The doctor removes samples of tissue from the uterine lining. This is usually done in the doctor’s office, but in some cases, the patient needs a dilation and curettage (D & C). This is usually done as same-day surgery. A pathologist then checks the samples for cancer cells.
Stages of Endometrial Cancer
If endometrial cancer is diagnosed, the doctor needs to know the stage, or extent, of the disease to plan the best treatment. Staging is a careful attempt to find out whether the cancer has spread, and if so, to what parts of the body. If your cancer spreads to the bone, visit our bone metastases page.
- Stage I - The cancer is only in the body of the uterus. It is not in the cervix.
- Stage II - The cancer has spread from the body of the uterus to the cervix.
- Stage III - The cancer has spread outside the uterus, but not outside the pelvis (and not to the bladder or rectum). Lymph nodes in the pelvis may contain cancer cells.
- Stage IV - The cancer has spread into the bladder or rectum. Or it has spread beyond the pelvis to other body parts.
There are several treatment options for endometrial (uterine) cancer. Most women are treated with surgery. Some have radiation, and a smaller number have hormonal therapy. Hormonal therapy and upfront radiation therapy are used primarily in patients who are not surgical candidates. Some patients receive a combination of the following therapies:
Most women with uterine cancer require surgery to remove the uterus, called a hysterectomy. This is done through an incision in the abdomen. The doctor also usually removes both ovaries and both fallopian tubes called a bilateral salpingo-oophorectomy. The doctor may also remove nearby lymph nodes to check for cancer.
If cancer cells have not spread beyond the endometrium, the patient may not need any other treatment.
A large machine directs external radiation at the tumor area and uses high-energy rays to kill cancer cells. Internal radiation therapy is also used to treat uterine cancer. Tiny tubes containing radioactive substance are inserted through the vagina and left in place for a few days. The patient stays in the hospital during this treatment and may not be allowed visitors during this time to protect others from radiation exposure.
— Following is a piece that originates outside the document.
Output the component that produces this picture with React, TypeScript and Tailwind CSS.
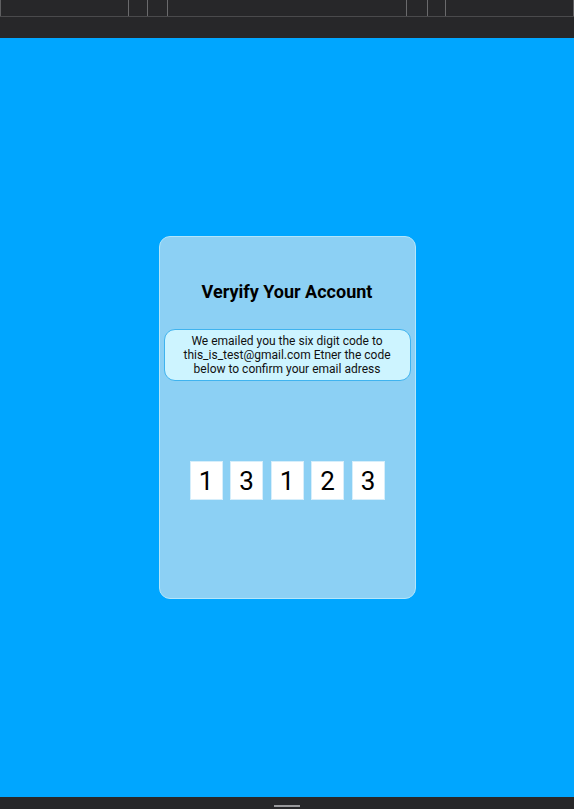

Some patients need both external and internal radiation.
This treatment involves substances that prevent cancer cells from getting the hormones they need to grow. If the uterine tissue has estrogen and progesterone receptors, the patient is more likely to respond to hormone therapy. Hormone therapy is a type of progesterone taken as a pill. It can affect cancer cells throughout the body. Doctors may use this therapy for patients who are unable to have surgery or radiation, or for patients with uterine cancer that has spread or returned.
Follow-up care after treatment for uterine cancer is an important part of the overall treatment plan. Even when there are no longer any signs of cancer, the disease sometimes returns because undetected cancer cells remained somewhere in the body after treatment.
Your doctor will monitor your recovery and check for recurrence of the cancer. Checkups help ensure that any changes in your health are noted and treated if needed. Checkups may include a physical exam, a pelvic exam, x-rays, and laboratory tests.
Chemotherapy uses drugs to kill cancer cells. Chemotherapy is given to patients with “high-grade” (such as clear cell and serous), Stage I and II endometrial cancer. Chemotherapy is also given to patients with Stage III and IV endometrial cancer and if endometrial cancer returns. It is usually given through a vein. Most often, you will get a combination of 2 different drugs.
Immunotherapy uses a person’s own immune system to recognize and attack cancer cells. The first drug of this type approved for endometrial cancer patients is the PD-1 (checkpoint) inhibitor, pembrolizumab (Keytruda®). Keytruda can be used for people with advanced endometrial cancer that tests positive to MSI-high or dMMR. It can also be used in combination with the targeted therapy lenvatinib (Lenvima®) for people with advanced endometrial cancer that tests negative to MSI-high or dMMR, after other treatment has been tried.